Doris Leslie Blau has sourced rugs from estates, auctions, dealers, and private collections since 1965, bringing a curator’s eye to pieces that must perform in refined interiors. For this category, that means assessing origin, age, material, design, condition, and room compatibility rather than presenting vintage as a vague style label. If a project needs the spirit of an Indian dhurrie but requires a precise dimension, unusual palette, or repeated scheme across several rooms, the gallery can also guide clients toward custom made rugs while preserving the design logic that makes these vintage examples desirable.

Indian Vintage Rugs FAQ

What defines a vintage Indian rug?

A vintage Indian rug is generally an older Indian-made rug with recognizable age, design character, and decorative value, but it is not necessarily antique. In this category, many examples are mid-century Indian dhurries or cotton flatweaves. Antique rugs are typically 100+ years old, while vintage pieces are usually younger and selected for design, scale, color, weave, and condition.
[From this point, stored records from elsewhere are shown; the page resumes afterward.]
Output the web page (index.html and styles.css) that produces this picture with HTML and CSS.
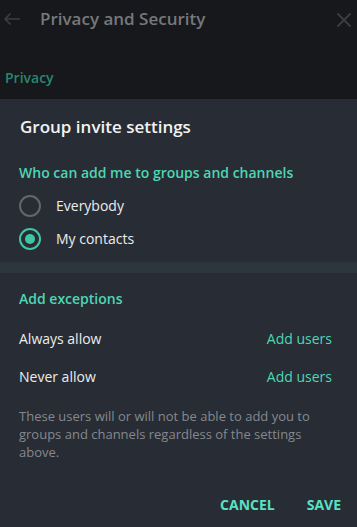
FILE: index.html
```html
<!DOCTYPE html>
<html>
<head>
<meta charset="utf-8">
<link rel="stylesheet" href="styles.css">
</head>
<body>
<div class="screen">
  <header class="topbar">
    <div class="bar">
      <svg class="back" width="18" height="14" viewBox="0 0 18 14"><path d="M17 7H2M7.5 1.5L2 7l5.5 5.5" fill="none" stroke="#3c3e42" stroke-width="1.6"/></svg>
      <span class="bar-title">Privacy and Security</span>
      <svg class="close" width="16" height="16" viewBox="0 0 16 16"><path d="M1.5 1.5l13 13M14.5 1.5l-13 13" fill="none" stroke="#3c3e42" stroke-width="1.8"/></svg>
    </div>
    <div class="section-label">Privacy</div>
  </header>
  <main class="dialog">
    <h1 class="dlg-title">Group invite settings</h1>
    <div class="subhead">Who can add me to groups and channels</div>
    <div class="radio-row"><span class="radio"></span><span>Everybody</span></div>
    <div class="radio-row"><span class="radio on"></span><span>My contacts</span></div>
    <div class="divider"></div>
    <div class="subhead sub2">Add exceptions</div>
    <div class="ex-row"><span>Always allow</span><span class="link">Add users</span></div>
    <div class="ex-row"><span>Never allow</span><span class="link">Add users</span></div>
    <p class="desc">These users will or will not be able to add you to groups and channels regardless of the settings above.</p>
    <div class="buttons"><span class="btn">CANCEL</span><span class="btn">SAVE</span></div>
  </main>
</div>
</body>
</html>
```
FILE: styles.css
```css
html, body { margin: 0; padding: 0; }
body {
  background: #282c34;
  font-family: "Open Sans", "Noto Sans", sans-serif;
  width: 357px;
  height: 527px;
  overflow: hidden;
}
.screen { display: flex; flex-direction: column; height: 527px; }
.topbar { background: #16181b; height: 99px; display: flex; flex-direction: column; }
.bar { display: flex; align-items: center; height: 38px; padding: 0 2px 0 3px; }
.back { flex: none; }
.bar-title { margin-left: 19px; font-size: 17px; font-weight: 600; color: #76787b; flex: 1; line-height: 38px; }
.close { margin-right: 3px; margin-top: 2px; }
.section-label { margin-top: 30px; padding-left: 5px; font-size: 14px; font-weight: 600; color: #2b8670; line-height: 20px; }
.dialog { flex: 1; background: #282c34; display: flex; flex-direction: column; }
.dlg-title { margin: 0; padding: 16px 20px 0; font-size: 17px; font-weight: 600; color: #f2f2f2; line-height: 24px; }
.subhead { padding: 24px 19px 0; font-size: 14px; font-weight: 600; color: #4ed6b4; line-height: 20px; }
.radio-row { display: flex; align-items: center; height: 33px; padding-left: 19px; font-size: 14px; color: #ececec; }
.subhead + .radio-row { margin-top: 6px; }
.radio { width: 18px; height: 18px; border: 2px solid #646669; border-radius: 50%; margin-right: 15px; box-sizing: content-box; display: flex; align-items: center; justify-content: center; flex: none; }
.radio.on { border-color: #3fc6a6; }
.radio.on::after { content: ""; width: 10px; height: 10px; border-radius: 50%; background: #3fc6a6; }
.divider { height: 11px; background: #2d363e; margin-top: 7px; }
.sub2 { padding-top: 16px; }
.ex-row { display: flex; justify-content: space-between; align-items: center; height: 38px; padding: 0 25px 0 19px; font-size: 14px; color: #ececec; }
.sub2 + .ex-row { margin-top: 10px; }
.link { color: #4ed6b4; }
.desc { margin: 12px 0 0; padding: 0 25px 0 19px; font-size: 13px; line-height: 18px; color: #85898e; }
.buttons { display: flex; justify-content: flex-end; gap: 32px; padding: 34px 16px 0; }
.btn { font-size: 14px; font-weight: 700; color: #5ae0c2; line-height: 20px; }
```
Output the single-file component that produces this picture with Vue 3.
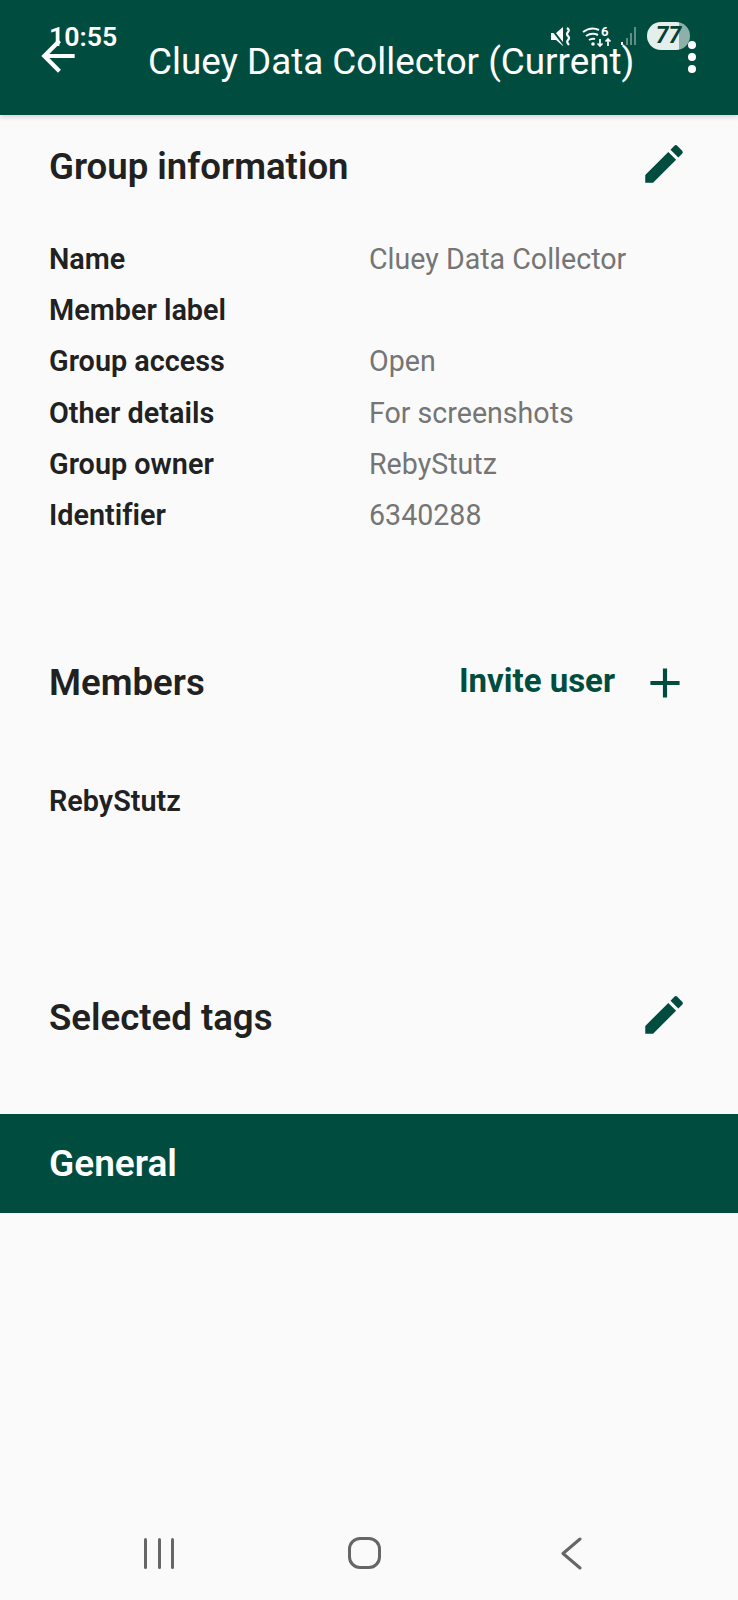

Are Indian dhurries good for modern interiors?

Yes. Indian dhurries work well in modern interiors because their flatwoven construction, clean geometry, and controlled palettes complement contemporary furniture, art, and architecture. They can soften a room without adding heavy pile. Pale blues, creams, grays, lavender, tan, and graphic borders are especially useful in bedrooms, living rooms, dining areas, and layered design schemes.

How do vintage Indian flatweaves differ from pile rugs?

Vintage Indian flatweaves, including many dhurries, are woven without the raised pile found in many hand-knotted wool or silk rugs. This gives them a thinner profile, sharper pattern definition, and a more casual architectural surface. Pile rugs often feel plusher underfoot, while flatweaves are frequently chosen for crisp design, layering, and easy furniture placement.

What sizes are available in vintage Indian rugs?

Vintage Indian rugs can appear in small, room-size, square, runner, large, and oversized formats. This category includes many substantial dhurries suited to open seating plans, dining rooms, bedrooms, and gallery-like interiors. Because vintage pieces are one-of-a-kind, buyers should check the exact listed width and length rather than assuming standard modern sizing.

What should designers check before buying a dhurrie?

Designers should review the rug’s exact dimensions, cotton or wool content, weave tightness, edge finish, condition, color consistency, and pattern scale. It is also important to consider how the flatweave will sit under furniture and whether the palette works with flooring, upholstery, and wall color. Oversized dhurries should be measured carefully against the full furniture plan.

Can a vintage Indian rug be custom sized?

An individual vintage rug cannot usually be custom sized without affecting its integrity and proportions. If a project requires a specific dimension, colorway, or repeated placement across multiple rooms, Doris Leslie Blau can help explore custom made or made-to-order rugs inspired by the desired look. Vintage rugs remain best for clients who want an authentic one-of-a-kind piece.